During a visit with Ernie Rose, 96, who lives on the Pe Ell McDonald Road, we walked outside to see the old home place where Agnes (Roundtree) Keller told him she was born in 1897. The three-room cabin, smokehouse, and outhouse once belonging to George and Nora (Allbritton) Roundtree stand as a tribute to the Roundtrees’ past but also that of the Roses who bought the land more than a century ago.

The property was homesteaded by Agnes’s grandfather, Martin, the youngest of Turner Richardson Roundtree’s seven children. As a teenager, Martin crossed the Oregon Trail from Illinois with his parents in about 1854. They were following his older brothers and sisters who had come west in 1852 and settled in the Lewis County in 1853 after a brief stay in Polk County, Oregon.

Perhaps the most well-known of those 1852 immigrants was Turner’s granddaughter Mary Adeline Roundtree, who was 16 when she married Centralia pioneer Joseph Borst in 1854 and settled on the flatlands near the confluence of the Skookumchuck and Chehalis rivers. Her father was James Roundtree.

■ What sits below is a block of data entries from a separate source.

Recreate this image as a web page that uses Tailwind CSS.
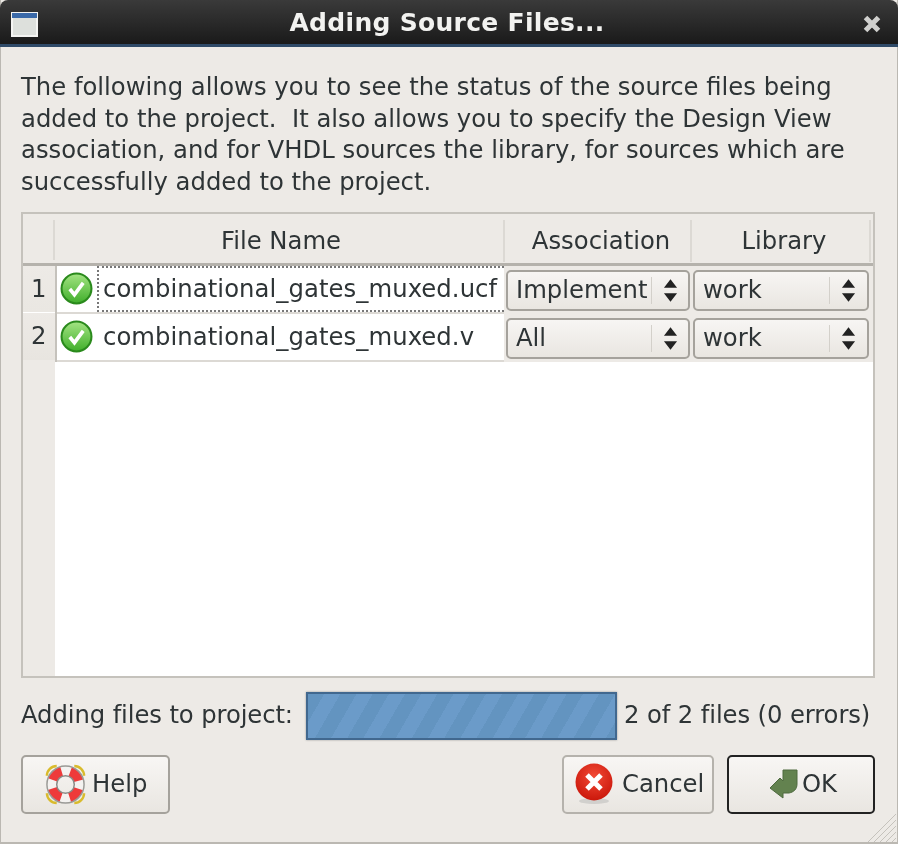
<!DOCTYPE html>
<html lang="en">
<head>
  <meta charset="UTF-8">
  <title>Adding Source Files...</title>
  <script src="https://cdn.jsdelivr.net/npm/@tailwindcss/browser@4"></script>
</head>
<body class="relative bg-[#edeae6] font-['DejaVu_Sans',sans-serif] text-[#2e3436] w-[898px] h-[844px] overflow-hidden blur-[0.6px] shadow-[inset_1px_-2px_0_#bbb8b2,inset_-1px_0_0_#bbb8b2]">
  <!-- title bar -->
  <div class="relative h-[47px] rounded-t-[8px] bg-gradient-to-b from-[#3a3a3a] via-[#2a2a2a] to-[#1a1a1a] flex items-center justify-center border-b-[3px] border-b-[#2f4a68] pt-[2px] pr-[4px]">
    <svg class="absolute left-[11px] top-[12px]" width="27" height="25" viewBox="0 0 27 25">
      <rect x="1" y="1" width="25" height="23" fill="#dde0dc" stroke="#f4f4f2" stroke-width="2"/>
      <rect x="1" y="1" width="25" height="5" fill="#3a69a8"/>
    </svg>
    <span class="text-[25px] font-bold text-[#f2f2f0] tracking-[0.3px]">Adding Source Files...</span>
    <svg class="absolute right-[17px] top-[15px]" width="18" height="18" viewBox="0 0 18 18">
      <path d="M2.5 2.5L15.5 15.5M15.5 2.5L2.5 15.5" stroke="#d0d0ce" stroke-width="5"/>
    </svg>
  </div>

  <div class="pl-[21px] pr-[23px] text-[24.3px]">
    <p class="pt-[24px] leading-[31.7px] whitespace-pre">The following allows you to see the status of the source files being
added to the project.  It also allows you to specify the Design View
association, and for VHDL sources the library, for sources which are
successfully added to the project.</p>

    <!-- table -->
    <div class="mt-[14px] h-[466px] w-[854px] border-2 border-[#c5c2bc] flex flex-col bg-white">
      <div class="flex h-[52px] bg-[#edeae6] border-b-[3px] border-b-[#b5b2ac] pl-[1px] pt-[6px]">
        <div class="w-[31px] h-[40px] border-r-2 border-r-[#dcd9d4]"></div>
        <div class="w-[450px] h-[42px] pl-[4px] border-r-2 border-r-[#dcd9d4] flex items-center justify-center">File Name</div>
        <div class="w-[187px] h-[42px] pl-[7px] border-r-2 border-r-[#dcd9d4] flex items-center justify-center">Association</div>
        <div class="w-[179px] h-[42px] pl-[7px] border-r-2 border-r-[#dcd9d4] flex items-center justify-center">Library</div>
      </div>
      <div class="flex-1 flex">
        <div class="w-[32px] bg-[#edeae6] flex flex-col">
          <div class="h-[47px] pl-[8px] flex items-center bg-gradient-to-b from-[#edeae6] to-[#eae7e2] border-b border-b-white">1</div>
          <div class="h-[47px] pl-[8px] flex items-center bg-gradient-to-b from-[#edeae6] to-[#e8e5e0]">2</div>
        </div>
        <div class="flex-1">
          <div class="flex h-[48px] border-l-2 border-l-[#c5c2bc]">
            <div class="w-[447px] h-[48px] flex items-center border-b-2 border-b-[#dcd9d4]">
              <svg class="ml-[3px] shrink-0" width="33" height="33" viewBox="0 0 32 32">
                <defs><linearGradient id="g1" x1="0" y1="0" x2="0" y2="1"><stop offset="0" stop-color="#a4e483"/><stop offset="1" stop-color="#3fae2a"/></linearGradient></defs>
                <circle cx="16" cy="16" r="14.5" fill="url(#g1)" stroke="#2a8a1c" stroke-width="2"/>
                <path d="M9.5 16.5L14 22L22.5 10.5" fill="none" stroke="#fff" stroke-width="3.5"/>
              </svg>
              <div class="ml-[4px] h-[46px] flex-1 flex items-center pl-[4px] border-2 border-dotted border-[#777] border-r-0 overflow-hidden whitespace-nowrap tracking-[0.06px]">combinational_gates_muxed.ucf</div>
            </div>
            <div class="w-[187px] pl-[2px] pr-[1px] pt-[4px] bg-[#edeae6]"><div class="h-[41px] rounded-[5px] border-2 border-[#a5a29c] bg-gradient-to-b from-[#f7f5f3] to-[#e9e6e1] flex items-center pl-[8px] relative"><span>Implement</span><span class="absolute right-[36px] top-[5px] w-[1px] h-[27px] bg-[#d3d0ca]"></span><svg class="absolute right-[10px] top-[6px]" width="15" height="25" viewBox="0 0 16 26"><path d="M8 1L15 10H1ZM1 16H15L8 25Z" fill="#222"/></svg></div></div>
            <div class="w-[182px] pl-[2px] pr-[4px] pt-[4px] bg-[#edeae6]"><div class="h-[41px] rounded-[5px] border-2 border-[#a5a29c] bg-gradient-to-b from-[#f7f5f3] to-[#e9e6e1] flex items-center pl-[8px] relative"><span>work</span><span class="absolute right-[37px] top-[5px] w-[1px] h-[27px] bg-[#d3d0ca]"></span><svg class="absolute right-[11px] top-[6px]" width="15" height="25" viewBox="0 0 16 26"><path d="M8 1L15 10H1ZM1 16H15L8 25Z" fill="#222"/></svg></div></div>
          </div>
          <div class="flex h-[48px] border-l-2 border-l-[#c5c2bc]">
            <div class="w-[447px] h-[48px] flex items-center border-b-2 border-b-[#dcd9d4]">
              <svg class="ml-[3px] shrink-0" width="33" height="33" viewBox="0 0 32 32">
                <defs><linearGradient id="g2" x1="0" y1="0" x2="0" y2="1"><stop offset="0" stop-color="#a4e483"/><stop offset="1" stop-color="#3fae2a"/></linearGradient></defs>
                <circle cx="16" cy="16" r="14.5" fill="url(#g2)" stroke="#2a8a1c" stroke-width="2"/>
                <path d="M9.5 16.5L14 22L22.5 10.5" fill="none" stroke="#fff" stroke-width="3.5"/>
              </svg>
              <div class="ml-[10px] whitespace-nowrap tracking-[0.06px]">combinational_gates_muxed.v</div>
            </div>
            <div class="w-[187px] pl-[2px] pr-[1px] pt-[4px] bg-[#edeae6]"><div class="h-[41px] rounded-[5px] border-2 border-[#a5a29c] bg-gradient-to-b from-[#f7f5f3] to-[#e9e6e1] flex items-center pl-[8px] relative"><span>All</span><span class="absolute right-[36px] top-[5px] w-[1px] h-[27px] bg-[#d3d0ca]"></span><svg class="absolute right-[10px] top-[6px]" width="15" height="25" viewBox="0 0 16 26"><path d="M8 1L15 10H1ZM1 16H15L8 25Z" fill="#222"/></svg></div></div>
            <div class="w-[182px] pl-[2px] pr-[4px] pt-[4px] bg-[#edeae6]"><div class="h-[41px] rounded-[5px] border-2 border-[#a5a29c] bg-gradient-to-b from-[#f7f5f3] to-[#e9e6e1] flex items-center pl-[8px] relative"><span>work</span><span class="absolute right-[37px] top-[5px] w-[1px] h-[27px] bg-[#d3d0ca]"></span><svg class="absolute right-[11px] top-[6px]" width="15" height="25" viewBox="0 0 16 26"><path d="M8 1L15 10H1ZM1 16H15L8 25Z" fill="#222"/></svg></div></div>
          </div>
        </div>
      </div>
    </div>

    <!-- progress -->
    <div class="mt-[14px] flex items-center h-[48px] tracking-[-0.1px]">
      <span class="whitespace-nowrap w-[285px] pb-[2px]">Adding files to project:</span>
      <div class="w-[311px] h-[48px] border-2 border-[#41688f] bg-[repeating-linear-gradient(120deg,#6394c0_0px,#6394c0_14px,#6b9bc9_14px,#6b9bc9_28px)] shadow-[0_0_2px_#999]"></div>
      <span class="ml-[7px] whitespace-nowrap pb-[2px]">2 of 2 files (0 errors)</span>
    </div>

    <!-- buttons -->
    <div class="mt-[15px] flex">
      <button class="w-[149px] h-[59px] rounded-[5px] border-2 border-[#a5a29c] bg-gradient-to-b from-[#f8f6f4] to-[#e9e6e1] flex items-center pl-[21px]">
        <svg width="43" height="43" viewBox="0 0 44 44">
          <g fill="none" stroke="#d9bb2c" stroke-width="2.5">
            <path d="M3 13A10 10 0 0 1 13 3"/><path d="M31 3A10 10 0 0 1 41 13"/><path d="M41 31A10 10 0 0 1 31 41"/><path d="M13 41A10 10 0 0 1 3 31"/>
          </g>
          <circle cx="22" cy="22" r="14" fill="none" stroke="#f4f2f0" stroke-width="10"/>
          <circle cx="22" cy="22" r="14" fill="none" stroke="#ee3a3a" stroke-width="10" stroke-dasharray="13 9" stroke-dashoffset="17.5"/>
          <circle cx="22" cy="22" r="19" fill="none" stroke="#9a9a96" stroke-width="1.5"/>
          <circle cx="22" cy="22" r="9" fill="none" stroke="#8a8a86" stroke-width="1.5"/>
        </svg>
        <span class="ml-[5px]">Help</span>
      </button>
      <button class="ml-auto w-[152px] h-[59px] rounded-[5px] border-2 border-[#b5b2ac] bg-gradient-to-b from-[#f8f6f4] to-[#e9e6e1] flex items-center pl-[10px]">
        <svg width="40" height="42" viewBox="0 0 40 42">
          <defs><radialGradient id="r1" cx="0.5" cy="0.35" r="0.7"><stop offset="0" stop-color="#f24a36"/><stop offset="1" stop-color="#c81408"/></radialGradient></defs>
          <ellipse cx="20" cy="38" rx="15" ry="3" fill="#aaa" opacity="0.4"/>
          <circle cx="20" cy="19" r="18.5" fill="url(#r1)"/>
          <path d="M13 12L27 26M27 12L13 26" stroke="#fff" stroke-width="5"/>
        </svg>
        <span class="ml-[8px]">Cancel</span>
      </button>
      <button class="ml-[13px] w-[148px] h-[59px] rounded-[5px] border-2 border-[#222] bg-gradient-to-b from-[#f8f6f4] to-[#e9e6e1] flex items-center pl-[40px]">
        <svg width="30" height="32" viewBox="0 0 30 32">
          <path d="M14 2H28V16C28 21 25 24 20 25H14V30L1 20L11 10L14 13Z" fill="#63824f" stroke="#4e6a3f"/>
        </svg>
        <span class="ml-[3px]">OK</span>
      </button>
    </div>
  </div>
  <svg class="absolute right-[2px] bottom-[2px]" width="30" height="30" viewBox="0 0 30 30">
    <path d="M2 30L30 2M8 30L30 8M14 30L30 14M20 30L30 20M26 30L30 26" stroke="#c5c2bc"/>
  </svg>
</body>
</html>
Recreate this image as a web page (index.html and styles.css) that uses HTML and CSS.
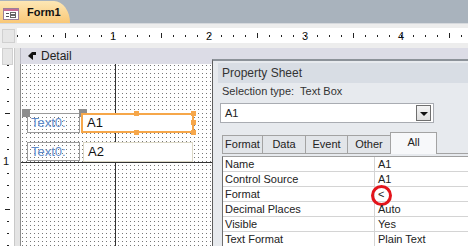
FILE: index.html
```html
<!DOCTYPE html>
<html>
<head>
    <title>Form1 - Design View</title>
    <meta charset="utf-8" />
    <link rel="stylesheet" href="styles.css">
</head>
<body>
    <div class="window">
        <div class="doc-tabs">
            <div class="doc-tab">
                <svg class="form-icon" width="16" height="12" viewBox="0 0 16 12">
                    <rect x="0.5" y="0.5" width="15" height="11" fill="#fff" stroke="#9a7f9a"/>
                    <rect x="1" y="1" width="14" height="2" fill="#c86a94"/>
                    <rect x="3" y="5" width="3" height="1" fill="#555"/>
                    <rect x="3" y="8" width="3" height="1" fill="#555"/>
                    <rect x="7.5" y="4.5" width="5" height="2" fill="none" stroke="#666"/>
                    <rect x="7.5" y="7.5" width="5" height="2" fill="none" stroke="#666"/>
                </svg>
                <span>Form1</span>
            </div>
        </div>

        <div class="ruler-strip">
            <div class="ruler-corner"></div>
            <div class="hruler">
                <span class="inch">1</span>
                <span class="inch">2</span>
                <span class="inch">3</span>
                <span class="inch">4</span>
            </div>
        </div>

        <div class="workspace">
            <div class="vruler-col">
                <div class="vruler-head"></div>
                <div class="vruler"><span class="vinch">1</span></div>
            </div>
            <div class="section">
                <div class="section-bar">
                    <svg class="section-icon" width="10" height="10" viewBox="0 0 10 10">
                        <path d="M9 1 L9 4 L6 4 L6 9 L1 5 L5 1 Z" fill="#111"/>
                    </svg>
                    <span>Detail</span>
                </div>
                <div class="design-grid">
                    <div class="label label-1">Text0:</div>
                    <div class="move-handle mh-label"></div>
                    <div class="move-handle mh-box"></div>
                    <div class="textbox textbox-selected">A1
                        <i class="sizer s-tm"></i><i class="sizer s-tr"></i>
                        <i class="sizer s-mr"></i>
                        <i class="sizer s-bm"></i><i class="sizer s-br"></i>
                    </div>
                    <div class="label label-2">Text0:</div>
                    <div class="textbox textbox-2">A2</div>
                </div>
            </div>

            <div class="property-sheet">
                <div class="ps-title">Property Sheet</div>
                <div class="ps-type">Selection type:&nbsp; Text Box</div>
                <div class="ps-combo">
                    <span>A1</span>
                    <div class="ps-drop"><i class="ps-arrow"></i></div>
                </div>
                <div class="ps-tabs">
                    <div class="ps-tab">Format</div>
                    <div class="ps-tab">Data</div>
                    <div class="ps-tab">Event</div>
                    <div class="ps-tab">Other</div>
                    <div class="ps-tab active">All</div>
                </div>
                <div class="ps-grid">
                    <div class="ps-row"><div class="ps-name">Name</div><div class="ps-value">A1</div></div>
                    <div class="ps-row"><div class="ps-name">Control Source</div><div class="ps-value">A1</div></div>
                    <div class="ps-row"><div class="ps-name">Format</div><div class="ps-value">&lt;<span class="mark"></span></div></div>
                    <div class="ps-row"><div class="ps-name">Decimal Places</div><div class="ps-value">Auto</div></div>
                    <div class="ps-row"><div class="ps-name">Visible</div><div class="ps-value">Yes</div></div>
                    <div class="ps-row"><div class="ps-name">Text Format</div><div class="ps-value">Plain Text</div></div>
                </div>
            </div>
        </div>
    </div>
</body>
</html>
```

FILE: styles.css
```css
body {
    margin: 0;
    font-family: "Liberation Sans", Arial, sans-serif;
    font-size: 11px;
    color: #222;
}
.window {
    width: 468px;
    height: 246px;
    overflow: hidden;
    display: flex;
    flex-direction: column;
    background: #e4e4e4;
}

/* document tab */
.doc-tabs {
    height: 23px;
    background: #a9b3bd;
    display: flex;
    align-items: flex-end;
    flex-shrink: 0;
}
.doc-tab {
    width: 70px;
    height: 22px;
    display: flex;
    align-items: center;
    gap: 8px;
    padding-left: 3px;
    box-sizing: border-box;
    background: linear-gradient(#fde7b5, #f9c877);
    border-radius: 0 16px 0 0 / 0 22px 0 0;
    font-size: 11px;
    font-weight: bold;
    color: #111;
}
.form-icon {
    margin-top: 3px;
}

/* horizontal ruler */
.ruler-strip {
    height: 25px;
    display: flex;
    padding: 4px 0 5px;
    box-sizing: border-box;
    flex-shrink: 0;
    background: #ededed;
    border-top: 1px solid #d6d9dd;
}
.ruler-corner {
    width: 13px;
    margin: 1px 2px 0 2px;
    background: #e6e6e6;
    border: 1px solid #d0d0d0;
    box-sizing: border-box;
}
.hruler {
    flex: 1;
    display: flex;
    padding-left: 48px;
    background-color: #fff;
    background-image:
        linear-gradient(90deg, #222 1px, transparent 1px),
        linear-gradient(90deg, #222 1px, transparent 1px);
    background-size: 12px 2px, 96px 5px;
    background-position: 12px 7px, 48px 5px;
    background-repeat: repeat-x;
}
.inch {
    width: 96px;
    text-align: center;
    line-height: 16px;
    font-size: 11px;
    color: #111;
}

/* design surface */
.workspace {
    flex: 1;
    display: flex;
    position: relative;
}
.vruler-col {
    width: 15px;
    display: flex;
    flex-direction: column;
    margin-right: 5px;
    background: #fff;
    border-right: 1px solid #c9c9c9;
    box-sizing: border-box;
}
.vruler-head {
    height: 17px;
    margin: 0 1px 0 2px;
    background: #e6e6e6;
    border: 1px solid #d0d0d0;
    box-sizing: border-box;
}
.vruler {
    flex: 1;
    padding-top: 89px;
    background-image:
        linear-gradient(#222 1px, transparent 1px),
        linear-gradient(#222 1px, transparent 1px);
    background-size: 2px 12px, 5px 96px;
    background-position: 7px 12px, 5px 48px;
    background-repeat: repeat-y;
}
.vinch {
    display: block;
    width: 12px;
    text-align: center;
    line-height: 14px;
    background: #fff;
    color: #111;
}
.section {
    flex: 1;
    display: flex;
    flex-direction: column;
}
.section-bar {
    height: 16px;
    display: flex;
    align-items: center;
    gap: 4px;
    padding-left: 6px;
    background: #dcdce6;
    border-left: 1px solid #b9b9c4;
    box-sizing: border-box;
    font-size: 12px;
    color: #222;
}
.design-grid {
    flex: 1;
    position: relative;
    border-left: 1px solid #8c8c8c;
    background:
        linear-gradient(90deg, transparent 94px, #333 94px, #333 95px, transparent 95px),
        linear-gradient(transparent 98px, #333 98px, #333 99px, transparent 99px),
        conic-gradient(at 1px 1px, transparent 0 75%, #777 75% 100%) 1px 1px / 4px 4px,
        #fff;
}

/* controls on the form */
.label {
    position: absolute;
    left: 6px;
    width: 53px;
    height: 20px;
    padding-left: 3px;
    box-sizing: border-box;
    border: 1px solid #9a9a9a;
    font-size: 13px;
    line-height: 18px;
    color: #5f8ac8;
}
.label-1 { top: 49px; }
.label-2 { top: 78px; height: 19px; }
.move-handle {
    position: absolute;
    top: 45px;
    width: 8px;
    height: 8px;
    background: #8e8e8e;
}
.mh-label { left: 1px; }
.mh-box { left: 58px; }
.textbox {
    position: absolute;
    background: #fff;
    box-sizing: border-box;
    font-size: 13px;
    padding-left: 4px;
    color: #111;
}
.textbox-selected {
    left: 60px;
    top: 49px;
    width: 113px;
    height: 20px;
    border: 2px solid #f6a74a;
    line-height: 16px;
}
.textbox-2 {
    left: 62px;
    top: 78px;
    width: 110px;
    height: 20px;
    border: 1px solid #dcd8c6;
    line-height: 18px;
}
.sizer {
    position: absolute;
    width: 5px;
    height: 5px;
    background: #f6a74a;
}
.s-tm { top: -4px; left: 51px; }
.s-tr { top: -4px; right: -4px; }
.s-mr { top: 5px; right: -4px; }
.s-bm { bottom: -4px; left: 51px; }
.s-br { bottom: -4px; right: -4px; }

/* property sheet (docked pane over the designer) */
.property-sheet {
    position: absolute;
    left: 212px;
    top: 11px;
    right: 0;
    bottom: 0;
    background: #e7eaee;
    border-left: 1px solid #5c5c5c;
    border-top: 2px solid #8c9299;
}
.ps-title {
    margin: 2px 0 0 5px;
    height: 20px;
    padding-left: 4px;
    background: #d8dde4;
    font-size: 12px;
    line-height: 20px;
    color: #333;
}
.ps-type {
    height: 16px;
    padding-left: 9px;
    line-height: 16px;
    color: #333;
}
.ps-combo {
    margin: 4px 0 0 7px;
    width: 214px;
    height: 20px;
    display: flex;
    align-items: center;
    justify-content: space-between;
    padding: 0 2px 0 4px;
    box-sizing: border-box;
    background: #fff;
    border: 1px solid #a9acb2;
}
.ps-drop {
    width: 15px;
    height: 16px;
    display: flex;
    align-items: center;
    justify-content: center;
    box-sizing: border-box;
    border: 1px solid #6f6f6f;
    background: linear-gradient(#f4f4f4, #dedede);
}
.ps-arrow {
    width: 0;
    height: 0;
    margin-top: 2px;
    border-left: 4px solid transparent;
    border-right: 4px solid transparent;
    border-top: 4px solid #111;
}
.ps-tabs {
    margin: 9px 0 0 9px;
    height: 21px;
    display: flex;
    align-items: flex-end;
    border-bottom: 1px solid #a3a3a3;
}
.ps-tab {
    height: 18px;
    line-height: 17px;
    text-align: center;
    box-sizing: border-box;
    background: #e2e5e9;
    border: 1px solid #a3a3a3;
    border-bottom: none;
    margin-right: -1px;
}
.ps-tab:nth-child(1) { width: 41px; }
.ps-tab:nth-child(2) { width: 44px; }
.ps-tab:nth-child(3) { width: 43px; }
.ps-tab:nth-child(4) { width: 44px; }
.ps-tab.active {
    width: 47px;
    height: 22px;
    margin-bottom: -1px;
    line-height: 18px;
    background: #f7f8fa;
}
.ps-grid {
    margin: 2px 0 0 9px;
    background: #fff;
    border-top: 1px solid #a0a0a0;
    border-left: 1px solid #6f6f6f;
}
.ps-row {
    height: 15px;
    display: flex;
    border-bottom: 1px solid #d4d4d4;
    box-sizing: border-box;
    line-height: 14px;
}
.ps-name {
    width: 152px;
    padding-left: 2px;
    box-sizing: border-box;
    border-right: 1px solid #d4d4d4;
}
.ps-value {
    flex: 1;
    padding-left: 3px;
    position: relative;
}
.mark {
    position: absolute;
    left: -4px;
    top: -2px;
    width: 21px;
    height: 21px;
    box-sizing: border-box;
    border: 3px solid #e3141b;
    border-radius: 50%;
}
```
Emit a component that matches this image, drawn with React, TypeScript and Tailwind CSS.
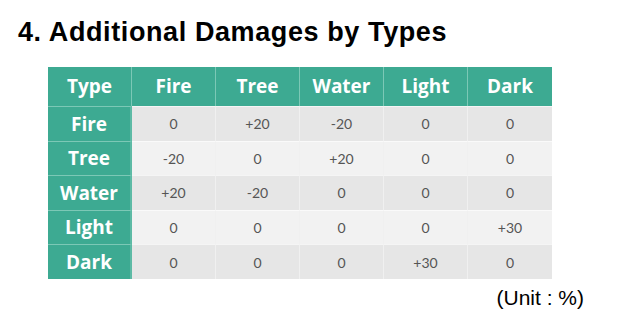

The patriarch of the family, Turner, was born in Kentucky in 1795. He fought in the War of 1812 under William Henry Harrison, who later became president, and at the battles of the Thames and Fort Malden, according to “The Works of Hubert Howe Bancroft, Volume XXXI, History of Washington, Idaho, and Montana, 1845-1889.”  Turner’s Scottish wife, Mary Adeline “Polly” Ferguson, was a cousin of Patrick Henry, according to Bancroft. Two years after moving to Illinois in 1830, Turner fought as a lieutenant in the Black Hawk War, a brief conflict with Native Americans.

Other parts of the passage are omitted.